Coils

ic342fig2_nrao

Galaxy IC 342, using data from the VLA and the Effelsberg telescope, showing the orientation of magnetic fields. Credit: R. Beck, MPIfR; NRAO/AUI/NSF; graphics: U. Klein, AIfA; Background image: T.A. Rector, University of Alaska Anchorage and H. Schweiker, WIYN; NOAO/AURA/NSF.

 

Jun 24, 2015

Galactic magnetic fields continue to be a mystery.

Recently, astronomers using the National Science Foundation’s Karl G. Jansky Very Large Array (VLA), and the MPIfR’s 100 meter Effelsberg radio telescope in Germany observed galaxy IC 342. Both of the radio telescopes’ capabilities were merged in order to uncover the galaxy’s magnetic field, which appears denser in its spiral arms. The announcement states that they were “surprised” to find a “huge, helically-twisted loop coiled around the galaxy’s main spiral arm…” Such a feature, never before seen in a galaxy, supports Electric Universe theory.

Consensus science has difficulty explaining galactic magnetic fields. Most of the theoretical background available to them contains nothing based on electricity that can provide a source for that magnetism. No electromagnetism, no electric fields, and no motor-generator effects are included in their calculations. Cool gas falling into galaxies, supernovae explosions, star birth, and rotational energy are their only options, although those concepts are not able to predict the observed magnetic fields.

It is the movement of electric charges that create magnetic fields: there is no other way for them to form, despite some popular online videos that feature devices using “magnetism without electricity”. Modern astronomers believe that the fields they detect are “primordial” fragments left over from the Big Bang, “frozen-in” to near-superconducting plasma, even though the fact that moving charges constitute an electric current that can generate magnetic fields has been known since the days of Michael Faraday. When charged particles move they generate electricity and that electric current is wrapped in a magnetic field. When more charged particles accelerate in the same direction, the field gets stronger.

For charged particles to move, they must move in a circuit. The consensus scientific opinion only permits isolated “islands” in space, however. Electric Universe theory, on the other hand, emphasizes connectivity with an electrically active network of Birkeland current filaments.

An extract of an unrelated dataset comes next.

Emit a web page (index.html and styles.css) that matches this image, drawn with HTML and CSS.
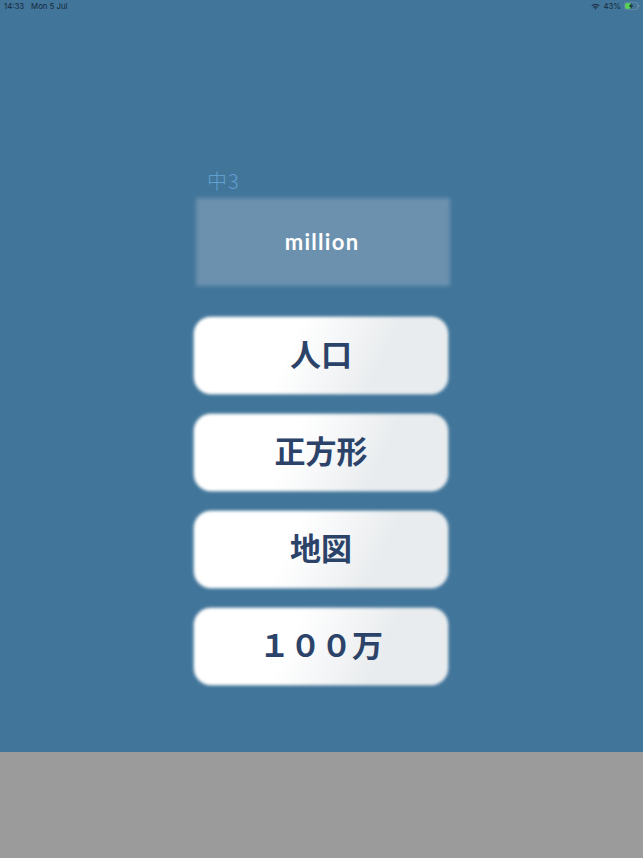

In Hannes Alfvén’s, Cosmic Plasma, Birkeland currents (“plasma cables”) are described as follows:

“Plasma cables seem to be reasonably stable formations which can be considered as structures important for the understanding of plasma phenomena. (Of course, their interior structure should be described by classical theory.) The plasma cables are either filaments or ‘flattened filaments’ (sheets with limited extent). They carry an electric current parallel to the magnetic field, and this is what gives them their properties. The cables are often very efficient in transferring electromagnetic power from one region to another.”

Filaments expand and explode, throwing off plasma that can accelerate to nearly the speed of light. Jets from opposite poles of a galaxy end in energetic clouds emitting X-ray frequencies. Those phenomena are based in plasma science and not gas kinetics, gravity, or particle physics. Astrophysicists see magnetic fields but not the underlying electricity, so they are at a loss to explain them.

Even though no black hole has ever been observed, since galaxies are collections of gas and intergalactic dust assembled by gravity in conventional theory, it is also assumed that they contain black holes of unbelievable magnitude. It is those “gravity motors” that are said to cause galaxies to spin, for jets of gamma and X-rays to appear, and for “radio lobes” sometimes larger than the parent galaxy to form.

The newly discovered larger magnetic fields around IC 342’s spiral arm are no surprise to Electric Universe advocates. As mentioned, galaxies are part of an electric circuit interconnecting the cosmos. Electricity organizes masses of plasma sometimes larger than galaxy clusters. That plasma is primarily composed of neutral atoms, but free electrons, protons and other charged particles are also present, inducing electric power orders of magnitude more powerful than gravity.